A long record of affordability measures: Lilly has always been committed to making sure people get the insulin they need. In 2018, it unveiled the Lilly Diabetes Solution Center—a call center open Monday through Friday from 8:00 a.m. to 8:00 p.m. ET, with live operators fielding questions about insulin affordability and finding solutions for people who don’t know where to turn. The company has been able to drop pharmacy prices for some insulin users and has donated 100,000 insulin KwikPens® to nonprofits. And it is committed to solving even the largest challenges.

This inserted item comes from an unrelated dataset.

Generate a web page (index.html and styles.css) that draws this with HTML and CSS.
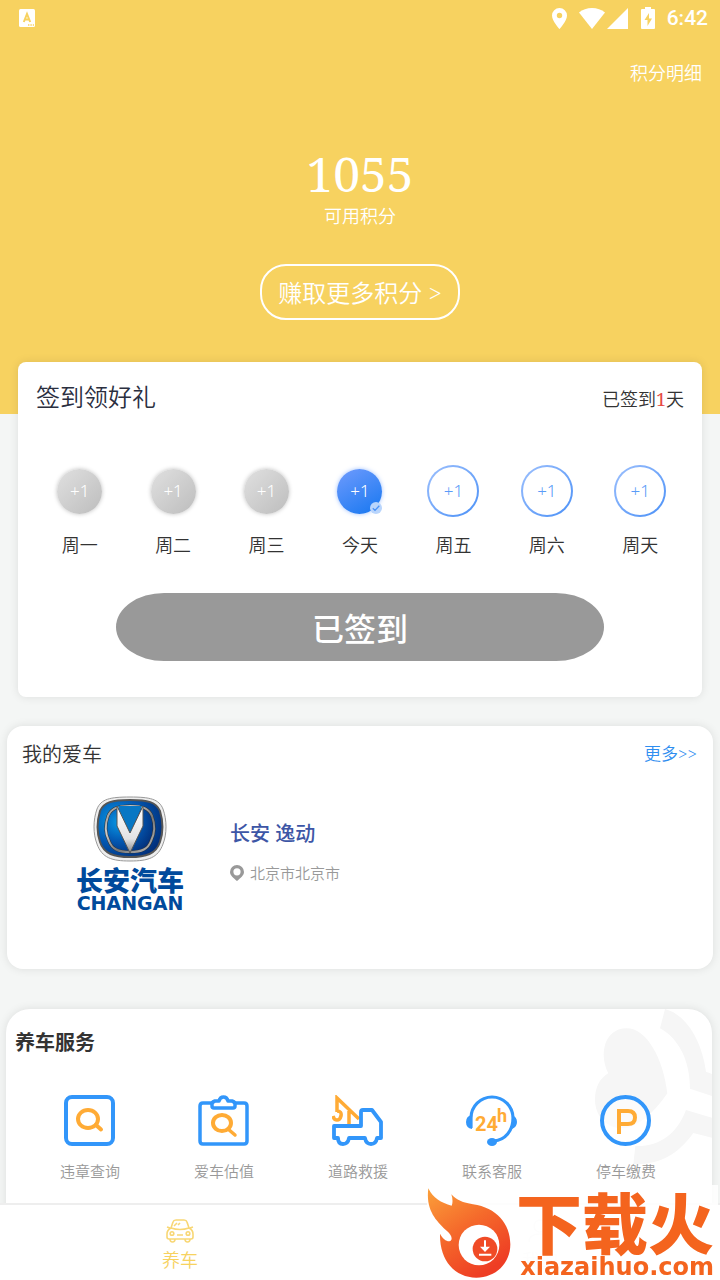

“If someone calls and says they’re desperate for insulin and they’re almost out, we’ll find a way to provide them with insulin,” said Lilly Diabetes Communications Senior Advisor Greg Kueterman. “We don’t want people rationing insulin. It’s not good for them, it’s not good for their health, and it’s not good for society.”

A new campaign: To get the message out about Lilly’s new initiative, the company is kicking off a program called “Insulin Affordability: Learn. Act. Share.”—encouraging people to learn about Lilly’s insulin affordability solutions, take action if they need the help and share information with friends and relatives.

The last word: “We want people to know that there’s now a solution out there for everybody,” said Kueterman. “No one needs to pay more than $35 per monthly prescription for their Lilly insulin if they take the right actions.”